London
Research on the H.L. Hunley—a submarine which sunk after successfully sinking a Union warship during the American Civil War—has led to a potentially revolutionary method in the preservation of iron artefacts. Six years of experiments using subcritical (super pressurised) alkaline solutions at the Clemson University Conservation Center at the Warren Lasch Laboratory in North Charleston, South Carolina, has led to a safer and faster way to stabilise iron objects retrieved from the sea and earth.
The treatment of iron artefacts has always been a problem for archaeologists, conservators and curators. Head conservator Paul Mardikian says: “Iron doesn’t like to be iron—it would like to be something else,” adding, “it has a tendency to revert back to its naturally occurring condition which is basically as an oxide.” Salts in the ground and ocean react with iron, causing accelerated corrosion. Once these objects are exposed to the atmosphere, they rapidly deteriorate. “Sometimes all you are left with is a pile of dust tagged with an inventory number,” says Mardikian.
In 2004, Mardikian and his team began treating iron rivets from the Hunley in a subcritical reactor which subjects the objects to high levels of pressure. They found that they were able to penetrate the corrosion layers of the rivets in a fraction of the time of traditional methods (other treatments can take up to six months depending upon the size of the object) and, more importantly, without changing the physical nature of the object. Successful results on marine artefacts led the team to experiment on terrestrial artefacts.
The repercussions of this new technique on the fields of archaeology and conservation are potentially revolutionary. Conservation is a time-consuming and expensive practice. The use of a subcritical reactor will allow objects to be treated in batches rather than individually, drastically cutting time and expense.
Another added advantage of this new method is the ability to adjust the treatment to suit the artefact. Because this technique speeds up the treatment process, conservators can better monitor the object’s progress and adjust the level of alkaline solution as needed.
Mardikian warns that the full effects of this new technique will not be known for at least another ten years when artefacts that have undergone this treatment can be examined to see how they hold up. However, he remains “cautiously optimistic” saying: “The possibility of this technology are endless—this is just the Big Bang of this research.”

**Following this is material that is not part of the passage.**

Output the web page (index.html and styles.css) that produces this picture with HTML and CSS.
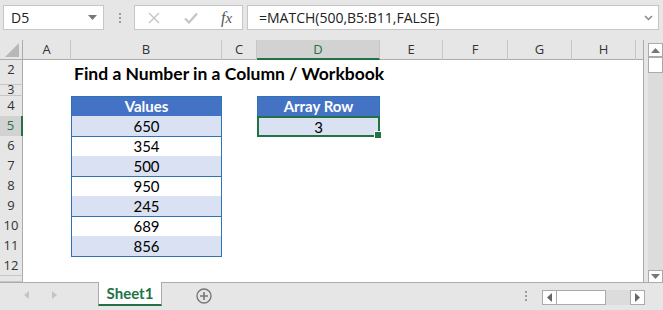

The team began their research using a small chamber capable of holding only 40 millilitres of liquid. They are currently conducting experiments on the Hunley’s ballast blocks in a 40-litre chamber and are already planning to build a chamber capable of holding 12 cubic metres of liquid to treat a cannon. They also intend to experiment using different copper-based metals such as bronze.
“Metal 2010”, an important international conference on historic metal conservation, will be held in Charleston from 11 to 15 October.